-- Extracted data start --
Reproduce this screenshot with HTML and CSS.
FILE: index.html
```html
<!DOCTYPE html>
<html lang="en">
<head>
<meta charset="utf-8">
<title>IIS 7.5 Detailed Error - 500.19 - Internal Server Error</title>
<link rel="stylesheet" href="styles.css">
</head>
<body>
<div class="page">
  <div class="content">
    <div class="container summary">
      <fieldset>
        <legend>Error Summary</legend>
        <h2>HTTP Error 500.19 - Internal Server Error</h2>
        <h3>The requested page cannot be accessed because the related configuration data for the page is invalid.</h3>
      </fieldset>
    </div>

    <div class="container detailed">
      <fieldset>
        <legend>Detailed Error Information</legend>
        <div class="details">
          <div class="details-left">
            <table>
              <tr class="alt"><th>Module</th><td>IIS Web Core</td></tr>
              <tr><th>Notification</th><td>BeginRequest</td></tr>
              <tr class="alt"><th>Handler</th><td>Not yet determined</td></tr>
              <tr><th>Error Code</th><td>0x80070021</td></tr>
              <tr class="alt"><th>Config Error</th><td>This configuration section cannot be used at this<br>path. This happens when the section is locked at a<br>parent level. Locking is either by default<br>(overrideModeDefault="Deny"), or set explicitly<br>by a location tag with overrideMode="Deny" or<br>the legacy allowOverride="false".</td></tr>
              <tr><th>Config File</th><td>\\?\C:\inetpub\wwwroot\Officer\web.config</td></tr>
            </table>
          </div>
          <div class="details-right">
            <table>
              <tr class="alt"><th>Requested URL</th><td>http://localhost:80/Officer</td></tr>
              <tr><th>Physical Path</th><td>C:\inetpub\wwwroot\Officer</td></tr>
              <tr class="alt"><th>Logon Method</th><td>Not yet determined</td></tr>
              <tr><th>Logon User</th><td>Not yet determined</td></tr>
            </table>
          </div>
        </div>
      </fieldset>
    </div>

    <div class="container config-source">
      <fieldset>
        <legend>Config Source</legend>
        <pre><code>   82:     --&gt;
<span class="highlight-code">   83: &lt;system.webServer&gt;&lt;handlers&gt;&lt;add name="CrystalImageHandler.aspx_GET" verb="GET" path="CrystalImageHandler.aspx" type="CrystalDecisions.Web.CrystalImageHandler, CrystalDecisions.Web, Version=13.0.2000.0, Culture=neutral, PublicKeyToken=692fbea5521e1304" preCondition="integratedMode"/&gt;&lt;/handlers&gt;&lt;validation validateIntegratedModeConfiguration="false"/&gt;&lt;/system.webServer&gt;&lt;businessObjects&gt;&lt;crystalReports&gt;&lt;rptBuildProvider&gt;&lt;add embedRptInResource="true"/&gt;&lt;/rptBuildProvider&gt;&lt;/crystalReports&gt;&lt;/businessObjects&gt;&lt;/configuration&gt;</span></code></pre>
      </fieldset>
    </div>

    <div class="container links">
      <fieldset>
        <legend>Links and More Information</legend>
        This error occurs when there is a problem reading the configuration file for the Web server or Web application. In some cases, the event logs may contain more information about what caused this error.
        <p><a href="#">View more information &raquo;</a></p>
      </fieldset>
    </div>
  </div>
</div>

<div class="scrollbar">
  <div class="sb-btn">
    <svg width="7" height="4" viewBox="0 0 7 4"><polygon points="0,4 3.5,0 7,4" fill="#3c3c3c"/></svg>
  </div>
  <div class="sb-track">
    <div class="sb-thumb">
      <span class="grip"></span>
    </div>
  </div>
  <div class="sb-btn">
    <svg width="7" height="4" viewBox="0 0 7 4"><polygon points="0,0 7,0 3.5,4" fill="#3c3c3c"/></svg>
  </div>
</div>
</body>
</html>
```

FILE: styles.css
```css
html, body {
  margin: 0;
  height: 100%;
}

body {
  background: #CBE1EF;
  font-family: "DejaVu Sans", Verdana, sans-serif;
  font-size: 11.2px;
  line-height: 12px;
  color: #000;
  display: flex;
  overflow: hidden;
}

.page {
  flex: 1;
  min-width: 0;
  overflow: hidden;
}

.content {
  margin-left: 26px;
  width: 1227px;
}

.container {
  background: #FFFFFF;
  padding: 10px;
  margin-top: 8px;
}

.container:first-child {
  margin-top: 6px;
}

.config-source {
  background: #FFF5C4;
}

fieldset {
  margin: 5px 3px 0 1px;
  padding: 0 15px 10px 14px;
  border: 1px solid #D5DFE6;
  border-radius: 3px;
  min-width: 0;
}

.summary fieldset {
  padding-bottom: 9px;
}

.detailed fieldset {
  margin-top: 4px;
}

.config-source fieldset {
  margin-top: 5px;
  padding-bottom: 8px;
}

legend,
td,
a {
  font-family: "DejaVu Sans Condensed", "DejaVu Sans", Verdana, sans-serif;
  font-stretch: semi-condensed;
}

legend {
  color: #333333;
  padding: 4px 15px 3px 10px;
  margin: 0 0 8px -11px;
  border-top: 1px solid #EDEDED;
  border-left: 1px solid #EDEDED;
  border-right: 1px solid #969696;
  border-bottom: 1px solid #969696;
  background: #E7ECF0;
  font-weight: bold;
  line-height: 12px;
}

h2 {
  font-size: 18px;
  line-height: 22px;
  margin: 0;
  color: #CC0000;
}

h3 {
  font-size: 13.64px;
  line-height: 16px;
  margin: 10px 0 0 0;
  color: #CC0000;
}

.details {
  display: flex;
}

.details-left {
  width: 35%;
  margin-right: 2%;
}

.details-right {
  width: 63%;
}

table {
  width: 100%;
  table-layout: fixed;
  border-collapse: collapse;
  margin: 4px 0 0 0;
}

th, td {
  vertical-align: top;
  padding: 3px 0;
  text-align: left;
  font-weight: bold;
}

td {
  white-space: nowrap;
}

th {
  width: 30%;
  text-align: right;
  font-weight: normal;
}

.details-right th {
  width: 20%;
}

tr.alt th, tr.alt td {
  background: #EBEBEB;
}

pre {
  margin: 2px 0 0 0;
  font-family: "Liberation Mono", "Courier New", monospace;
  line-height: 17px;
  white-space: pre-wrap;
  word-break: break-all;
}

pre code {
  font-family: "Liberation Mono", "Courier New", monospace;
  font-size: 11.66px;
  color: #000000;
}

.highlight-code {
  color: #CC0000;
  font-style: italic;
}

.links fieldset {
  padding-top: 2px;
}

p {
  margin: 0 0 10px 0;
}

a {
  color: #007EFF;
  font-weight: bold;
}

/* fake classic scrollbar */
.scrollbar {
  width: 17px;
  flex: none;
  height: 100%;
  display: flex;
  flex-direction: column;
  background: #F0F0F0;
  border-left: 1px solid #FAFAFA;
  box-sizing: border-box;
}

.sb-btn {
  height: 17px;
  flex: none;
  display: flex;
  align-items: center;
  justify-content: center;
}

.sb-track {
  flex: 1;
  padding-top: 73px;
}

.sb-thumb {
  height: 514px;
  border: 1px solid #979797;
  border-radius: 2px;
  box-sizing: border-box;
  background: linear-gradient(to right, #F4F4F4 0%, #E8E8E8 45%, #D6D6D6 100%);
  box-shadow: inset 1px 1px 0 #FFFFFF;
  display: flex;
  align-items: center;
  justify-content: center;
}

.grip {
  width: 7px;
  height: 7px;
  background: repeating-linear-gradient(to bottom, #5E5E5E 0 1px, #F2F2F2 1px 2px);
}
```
-- Extracted data end --
-- Extracted data start --
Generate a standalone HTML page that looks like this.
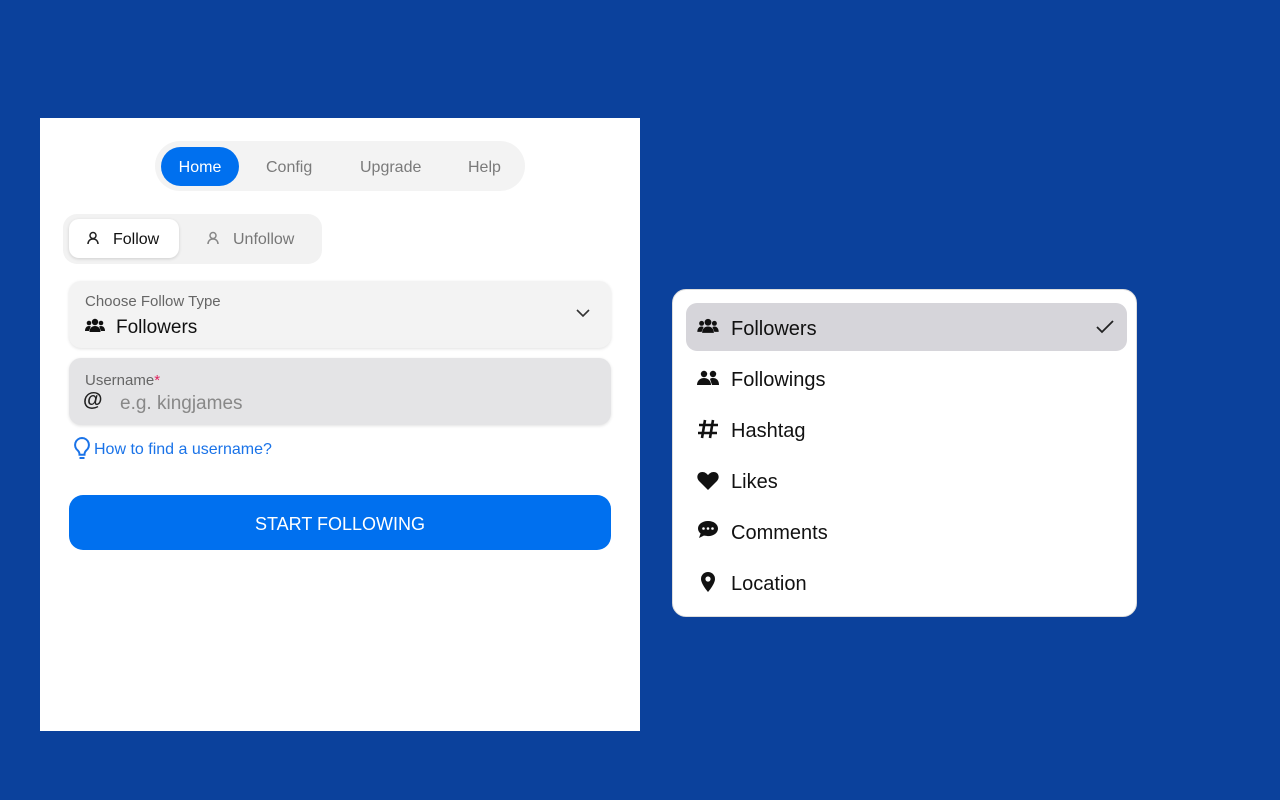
-- Extracted data end --
-- Extracted data start --
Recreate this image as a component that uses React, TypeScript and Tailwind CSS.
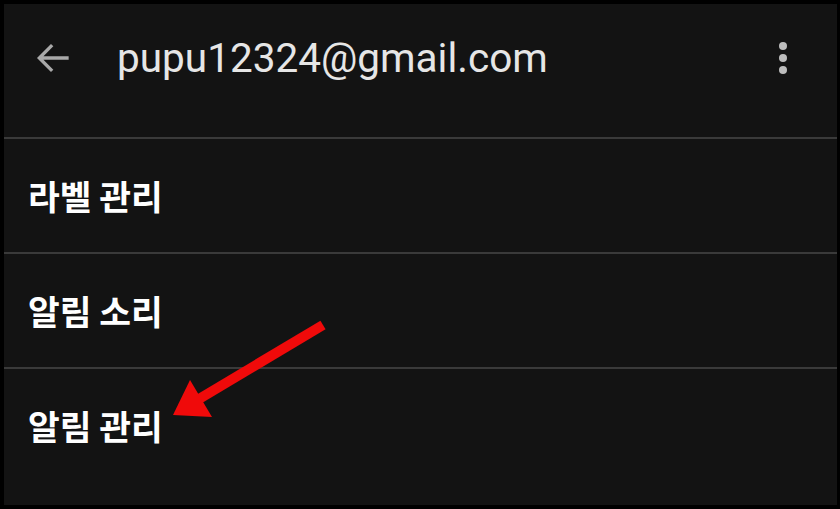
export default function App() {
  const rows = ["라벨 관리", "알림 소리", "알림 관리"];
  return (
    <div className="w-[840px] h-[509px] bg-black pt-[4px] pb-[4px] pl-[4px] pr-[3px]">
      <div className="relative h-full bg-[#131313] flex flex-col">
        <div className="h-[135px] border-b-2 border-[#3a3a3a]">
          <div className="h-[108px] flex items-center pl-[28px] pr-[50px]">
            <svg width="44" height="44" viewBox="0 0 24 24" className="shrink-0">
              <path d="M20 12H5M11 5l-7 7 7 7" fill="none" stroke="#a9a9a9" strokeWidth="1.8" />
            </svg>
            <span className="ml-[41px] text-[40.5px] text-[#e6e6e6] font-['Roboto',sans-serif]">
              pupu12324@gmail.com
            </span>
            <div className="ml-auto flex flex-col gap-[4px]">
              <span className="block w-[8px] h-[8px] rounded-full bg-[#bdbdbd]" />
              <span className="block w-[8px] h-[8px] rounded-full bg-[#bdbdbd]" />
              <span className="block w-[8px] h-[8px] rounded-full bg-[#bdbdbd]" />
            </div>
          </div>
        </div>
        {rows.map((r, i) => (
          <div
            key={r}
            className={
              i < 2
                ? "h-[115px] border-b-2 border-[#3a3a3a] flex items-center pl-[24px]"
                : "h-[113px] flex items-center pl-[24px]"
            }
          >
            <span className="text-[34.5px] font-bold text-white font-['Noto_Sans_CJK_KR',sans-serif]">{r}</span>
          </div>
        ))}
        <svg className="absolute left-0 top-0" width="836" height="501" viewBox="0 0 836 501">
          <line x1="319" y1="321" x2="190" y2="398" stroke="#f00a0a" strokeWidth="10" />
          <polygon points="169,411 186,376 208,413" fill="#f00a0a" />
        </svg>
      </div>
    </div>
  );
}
-- Extracted data end --
Lines holding the word "that" in the entries above are the ones to pull out. Copy them all.

Generate a standalone HTML page that looks like this.
Recreate this image as a component that uses React, TypeScript and Tailwind CSS.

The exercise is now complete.